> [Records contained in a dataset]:
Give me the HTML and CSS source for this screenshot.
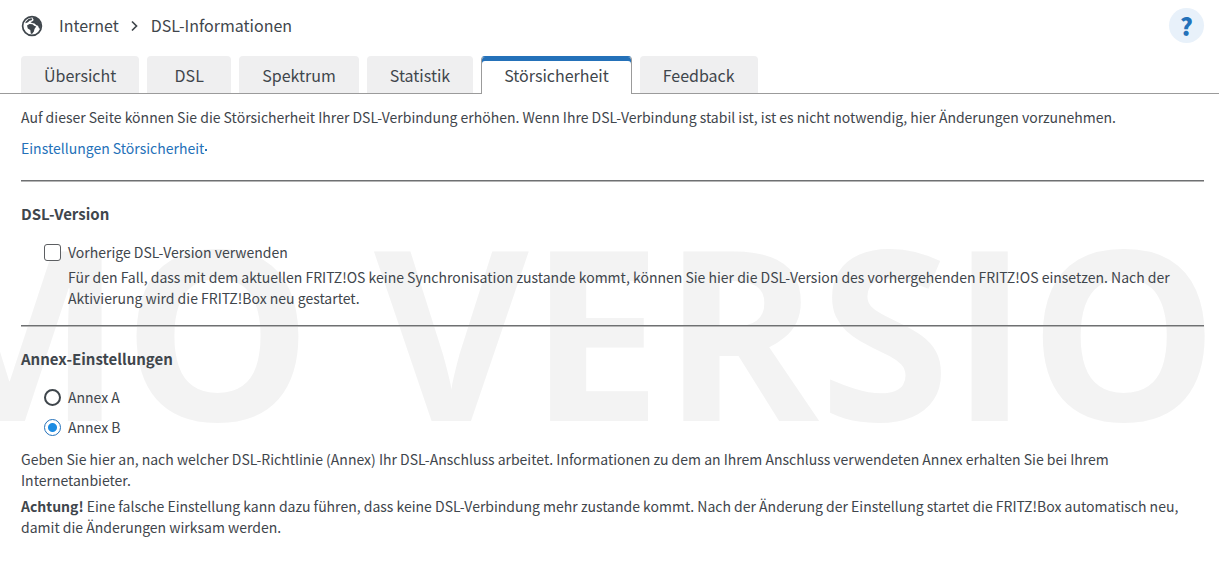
FILE: index.html
```html
<!DOCTYPE html>
<html lang="de">
<head>
    <meta charset="UTF-8">
    <meta name="viewport" content="width=device-width, initial-scale=1.0">
    <title>DSL-Informationen</title>
    <link rel="stylesheet" href="styles.css">
</head>
<body>
<div class="watermark" aria-hidden="true"><span>DEMO VERSION</span></div>

<!-- Breadcrumb and help -->
<header class="header">
    <nav class="breadcrumb">
        <svg class="globe" viewBox="0 0 22 22" aria-hidden="true">
            <circle cx="11" cy="11" r="9.400" fill="none" stroke="currentColor" stroke-width="1.700"/>
            <path fill="currentColor" d="M4.500 7 7.500 4l2.500-.8 1.500.6-1 1.400-2 .6-1.500 1.400-2.500 1z"/>
            <path fill="currentColor" d="M11.500 2.500 15 2.500l3.500 3 1.500 4-.3 3.500-1.500.8-1.200-3-1.600-.6-1.900-1.800-2.500-.5L9.500 7.200l2-.9 1.200-1.300z"/>
            <path fill="currentColor" d="M6 10.500 8.500 9l3 .3 1.700 1.500 2 .8-1.700 2.400-.6 2.500-1.900 2.500-1.200-.5-.5-3.500-2.500-1.500z"/>
        </svg>
        <a href="#">Internet</a>
        <svg class="chevron" viewBox="0 0 8 12" aria-hidden="true">
            <path d="M1 1.500l4.500 4.500L1 10.500" fill="none" stroke="currentColor" stroke-width="1.700"/>
        </svg>
        <span>DSL-Informationen</span>
    </nav>
    <button class="help" type="button" aria-label="Hilfe">?</button>
</header>

<!-- Tabs -->
<nav class="tabs">
    <button class="tab" type="button">Übersicht</button>
    <button class="tab" type="button">DSL</button>
    <button class="tab" type="button">Spektrum</button>
    <button class="tab" type="button">Statistik</button>
    <button class="tab active" type="button">Störsicherheit</button>
    <button class="tab" type="button">Feedback</button>
</nav>

<main class="content">
    <p class="intro">Auf dieser Seite können Sie die Störsicherheit Ihrer DSL-Verbindung erhöhen. Wenn Ihre DSL-Verbindung stabil ist, ist es nicht notwendig, hier Änderungen vorzunehmen.</p>
    <a class="settings-link" href="#">Einstellungen Störsicherheit</a>

    <hr>

    <h2>DSL-Version</h2>
    <div class="option">
        <input type="checkbox" id="prevVersion">
        <label for="prevVersion">Vorherige DSL-Version verwenden</label>
    </div>
    <p class="explain">Für den Fall, dass mit dem aktuellen FRITZ!OS keine Synchronisation zustande kommt, können Sie hier die DSL-Version des vorhergehenden FRITZ!OS einsetzen. Nach der Aktivierung wird die FRITZ!Box neu gestartet.</p>

    <hr>

    <h2>Annex-Einstellungen</h2>
    <div class="option">
        <input type="radio" id="annexA" name="annex">
        <label for="annexA">Annex A</label>
    </div>
    <div class="option">
        <input type="radio" id="annexB" name="annex" checked>
        <label for="annexB">Annex B</label>
    </div>
    <p class="note">Geben Sie hier an, nach welcher DSL-Richtlinie (Annex) Ihr DSL-Anschluss arbeitet. Informationen zu dem an Ihrem Anschluss verwendeten Annex erhalten Sie bei Ihrem Internetanbieter.</p>
    <p class="note"><strong>Achtung!</strong> Eine falsche Einstellung kann dazu führen, dass keine DSL-Verbindung mehr zustande kommt. Nach der Änderung der Einstellung startet die FRITZ!Box automatisch neu, damit die Änderungen wirksam werden.</p>
</main>
</body>
</html>
```
FILE: styles.css
```css
* {
    box-sizing: border-box;
}

body {
    position: relative;
    min-height: 100vh;
    margin: 0;
    background-color: #fff;
    color: #3f464c;
    font-family: "Noto Sans CJK SC", "Open Sans", sans-serif;
    font-size: 14px;
    line-height: 21px;
}

/* Large text behind the page */
.watermark {
    position: absolute;
    z-index: -1;
    inset: 0;
    display: flex;
    align-items: flex-start;
    justify-content: flex-end;
    padding-top: 229px;
    overflow: hidden;
    color: #f3f3f3;
    font-family: "Open Sans", sans-serif;
    font-size: 238px;
    font-weight: bold;
    line-height: 200px;
    white-space: nowrap;
}

.watermark span {
    margin-right: -193px;
}

/* Header */
.header {
    display: flex;
    align-items: center;
    justify-content: space-between;
    padding: 8px 15px 0 21px;
}

.breadcrumb {
    display: flex;
    align-items: center;
    font-size: 16px;
}

.breadcrumb a {
    color: inherit;
    text-decoration: none;
}

.globe {
    width: 22px;
    height: 22px;
    margin-right: 16px;
}

.chevron {
    width: 8px;
    height: 12px;
    margin: 0 12px;
}

.help {
    width: 35px;
    height: 35px;
    padding: 0;
    border: none;
    border-radius: 50%;
    background-color: #e8f1fa;
    color: #2471b9;
    font-family: inherit;
    font-size: 24px;
    font-weight: 900;
    line-height: 35px;
}

/* Tabs */
.tabs {
    display: flex;
    gap: 8px;
    margin-top: 13px;
    padding-left: 21px;
    border-bottom: 1px solid #9b9b9b;
}

.tab {
    min-width: 84px;
    height: 37px;
    padding: 0 23px;
    border: none;
    border-radius: 4px 4px 0 0;
    background-color: #efeff0;
    color: inherit;
    font-family: inherit;
    font-size: 16px;
}

.tab.active {
    height: 38px;
    margin-bottom: -1px;
    padding: 0 22px 2px;
    border: 1px solid #9b9b9b;
    border-top-color: #2471b9;
    border-bottom: none;
    background-color: #fff;
    box-shadow: inset 0 4px #2471b9;
}

/* Content */
.content {
    padding: 13px 15px 28px 21px;
}

p {
    margin: 0;
}

h2 {
    margin: 0;
    font-size: 15px;
    line-height: 22px;
}

hr {
    height: 2px;
    margin: 21px 0;
    border: none;
    border-top: 1px solid #6e7072;
    border-bottom: 1px solid #b5b5b5;
}

.settings-link {
    display: inline-block;
    margin-top: 10px;
    color: #2471b9;
    text-decoration: none;
}

.settings-link::after {
    content: "";
    display: inline-block;
    width: 2px;
    height: 2px;
    margin-left: 1px;
    background-color: #2471b9;
    vertical-align: middle;
}

.option {
    display: flex;
    align-items: center;
    gap: 7px;
    margin-top: 9px;
    padding-left: 23px;
}

h2 + .option {
    margin-top: 17px;
}

.option input {
    appearance: none;
    width: 17px;
    height: 17px;
    margin: 0;
    border: 1px solid #5c5e61;
    border-radius: 3px;
    background-color: #fff;
}

.option input[type="radio"] {
    border: 2px solid #3f464c;
    border-radius: 50%;
}

.option input[type="radio"]:checked {
    border: 1px solid #2471b9;
    background: radial-gradient(circle, #1c8ce3 4px, #fff 5px);
}

.explain {
    margin-top: 4px;
    padding-left: 47px;
}

.explain + hr {
    margin-top: 16px;
}

.note {
    margin-top: 5px;
}

.option + .note {
    margin-top: 11px;
}
```
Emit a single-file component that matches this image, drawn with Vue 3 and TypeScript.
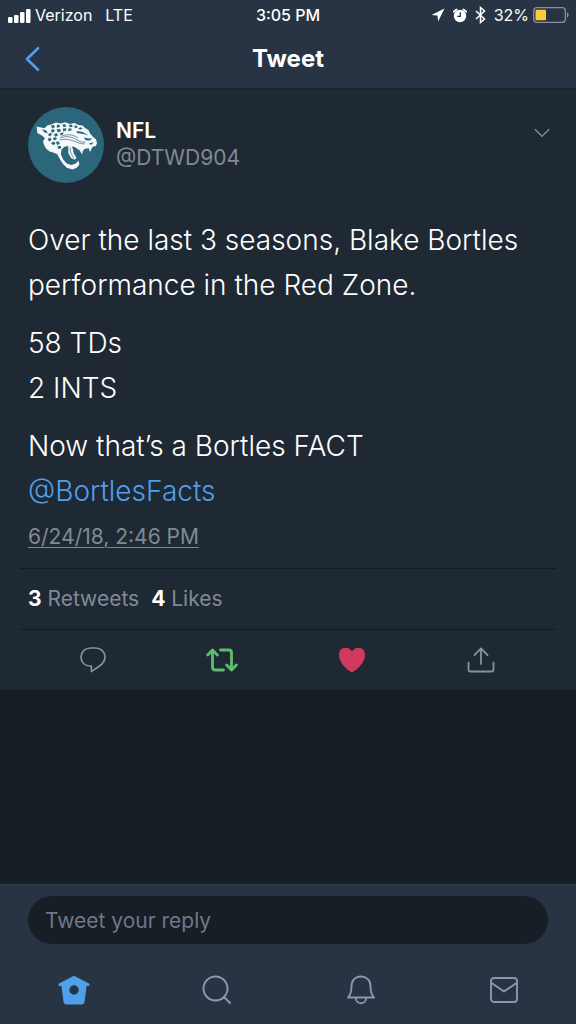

> [Aim of the exercise]:
Your task is to copy the entries in full and exactly, without any images.

> [Answer to this problem]:
Give me the HTML and CSS source for this screenshot.
FILE: index.html
```html
<!DOCTYPE html>
<html lang="de">
<head>
    <meta charset="UTF-8">
    <meta name="viewport" content="width=device-width, initial-scale=1.0">
    <title>DSL-Informationen</title>
    <link rel="stylesheet" href="styles.css">
</head>
<body>
<div class="watermark" aria-hidden="true"><span>DEMO VERSION</span></div>

<!-- Breadcrumb and help -->
<header class="header">
    <nav class="breadcrumb">
        <svg class="globe" viewBox="0 0 22 22" aria-hidden="true">
            <circle cx="11" cy="11" r="9.400" fill="none" stroke="currentColor" stroke-width="1.700"/>
            <path fill="currentColor" d="M4.500 7 7.500 4l2.500-.8 1.500.6-1 1.400-2 .6-1.500 1.400-2.500 1z"/>
            <path fill="currentColor" d="M11.500 2.500 15 2.500l3.500 3 1.500 4-.3 3.500-1.500.8-1.200-3-1.600-.6-1.900-1.800-2.500-.5L9.500 7.200l2-.9 1.200-1.300z"/>
            <path fill="currentColor" d="M6 10.500 8.500 9l3 .3 1.700 1.500 2 .8-1.700 2.400-.6 2.500-1.900 2.500-1.200-.5-.5-3.500-2.500-1.500z"/>
        </svg>
        <a href="#">Internet</a>
        <svg class="chevron" viewBox="0 0 8 12" aria-hidden="true">
            <path d="M1 1.500l4.500 4.500L1 10.500" fill="none" stroke="currentColor" stroke-width="1.700"/>
        </svg>
        <span>DSL-Informationen</span>
    </nav>
    <button class="help" type="button" aria-label="Hilfe">?</button>
</header>

<!-- Tabs -->
<nav class="tabs">
    <button class="tab" type="button">Übersicht</button>
    <button class="tab" type="button">DSL</button>
    <button class="tab" type="button">Spektrum</button>
    <button class="tab" type="button">Statistik</button>
    <button class="tab active" type="button">Störsicherheit</button>
    <button class="tab" type="button">Feedback</button>
</nav>

<main class="content">
    <p class="intro">Auf dieser Seite können Sie die Störsicherheit Ihrer DSL-Verbindung erhöhen. Wenn Ihre DSL-Verbindung stabil ist, ist es nicht notwendig, hier Änderungen vorzunehmen.</p>
    <a class="settings-link" href="#">Einstellungen Störsicherheit</a>

    <hr>

    <h2>DSL-Version</h2>
    <div class="option">
        <input type="checkbox" id="prevVersion">
        <label for="prevVersion">Vorherige DSL-Version verwenden</label>
    </div>
    <p class="explain">Für den Fall, dass mit dem aktuellen FRITZ!OS keine Synchronisation zustande kommt, können Sie hier die DSL-Version des vorhergehenden FRITZ!OS einsetzen. Nach der Aktivierung wird die FRITZ!Box neu gestartet.</p>

    <hr>

    <h2>Annex-Einstellungen</h2>
    <div class="option">
        <input type="radio" id="annexA" name="annex">
        <label for="annexA">Annex A</label>
    </div>
    <div class="option">
        <input type="radio" id="annexB" name="annex" checked>
        <label for="annexB">Annex B</label>
    </div>
    <p class="note">Geben Sie hier an, nach welcher DSL-Richtlinie (Annex) Ihr DSL-Anschluss arbeitet. Informationen zu dem an Ihrem Anschluss verwendeten Annex erhalten Sie bei Ihrem Internetanbieter.</p>
    <p class="note"><strong>Achtung!</strong> Eine falsche Einstellung kann dazu führen, dass keine DSL-Verbindung mehr zustande kommt. Nach der Änderung der Einstellung startet die FRITZ!Box automatisch neu, damit die Änderungen wirksam werden.</p>
</main>
</body>
</html>
```
FILE: styles.css
```css
* {
    box-sizing: border-box;
}

body {
    position: relative;
    min-height: 100vh;
    margin: 0;
    background-color: #fff;
    color: #3f464c;
    font-family: "Noto Sans CJK SC", "Open Sans", sans-serif;
    font-size: 14px;
    line-height: 21px;
}

/* Large text behind the page */
.watermark {
    position: absolute;
    z-index: -1;
    inset: 0;
    display: flex;
    align-items: flex-start;
    justify-content: flex-end;
    padding-top: 229px;
    overflow: hidden;
    color: #f3f3f3;
    font-family: "Open Sans", sans-serif;
    font-size: 238px;
    font-weight: bold;
    line-height: 200px;
    white-space: nowrap;
}

.watermark span {
    margin-right: -193px;
}

/* Header */
.header {
    display: flex;
    align-items: center;
    justify-content: space-between;
    padding: 8px 15px 0 21px;
}

.breadcrumb {
    display: flex;
    align-items: center;
    font-size: 16px;
}

.breadcrumb a {
    color: inherit;
    text-decoration: none;
}

.globe {
    width: 22px;
    height: 22px;
    margin-right: 16px;
}

.chevron {
    width: 8px;
    height: 12px;
    margin: 0 12px;
}

.help {
    width: 35px;
    height: 35px;
    padding: 0;
    border: none;
    border-radius: 50%;
    background-color: #e8f1fa;
    color: #2471b9;
    font-family: inherit;
    font-size: 24px;
    font-weight: 900;
    line-height: 35px;
}

/* Tabs */
.tabs {
    display: flex;
    gap: 8px;
    margin-top: 13px;
    padding-left: 21px;
    border-bottom: 1px solid #9b9b9b;
}

.tab {
    min-width: 84px;
    height: 37px;
    padding: 0 23px;
    border: none;
    border-radius: 4px 4px 0 0;
    background-color: #efeff0;
    color: inherit;
    font-family: inherit;
    font-size: 16px;
}

.tab.active {
    height: 38px;
    margin-bottom: -1px;
    padding: 0 22px 2px;
    border: 1px solid #9b9b9b;
    border-top-color: #2471b9;
    border-bottom: none;
    background-color: #fff;
    box-shadow: inset 0 4px #2471b9;
}

/* Content */
.content {
    padding: 13px 15px 28px 21px;
}

p {
    margin: 0;
}

h2 {
    margin: 0;
    font-size: 15px;
    line-height: 22px;
}

hr {
    height: 2px;
    margin: 21px 0;
    border: none;
    border-top: 1px solid #6e7072;
    border-bottom: 1px solid #b5b5b5;
}

.settings-link {
    display: inline-block;
    margin-top: 10px;
    color: #2471b9;
    text-decoration: none;
}

.settings-link::after {
    content: "";
    display: inline-block;
    width: 2px;
    height: 2px;
    margin-left: 1px;
    background-color: #2471b9;
    vertical-align: middle;
}

.option {
    display: flex;
    align-items: center;
    gap: 7px;
    margin-top: 9px;
    padding-left: 23px;
}

h2 + .option {
    margin-top: 17px;
}

.option input {
    appearance: none;
    width: 17px;
    height: 17px;
    margin: 0;
    border: 1px solid #5c5e61;
    border-radius: 3px;
    background-color: #fff;
}

.option input[type="radio"] {
    border: 2px solid #3f464c;
    border-radius: 50%;
}

.option input[type="radio"]:checked {
    border: 1px solid #2471b9;
    background: radial-gradient(circle, #1c8ce3 4px, #fff 5px);
}

.explain {
    margin-top: 4px;
    padding-left: 47px;
}

.explain + hr {
    margin-top: 16px;
}

.note {
    margin-top: 5px;
}

.option + .note {
    margin-top: 11px;
}
```
Emit a single-file component that matches this image, drawn with Vue 3 and TypeScript.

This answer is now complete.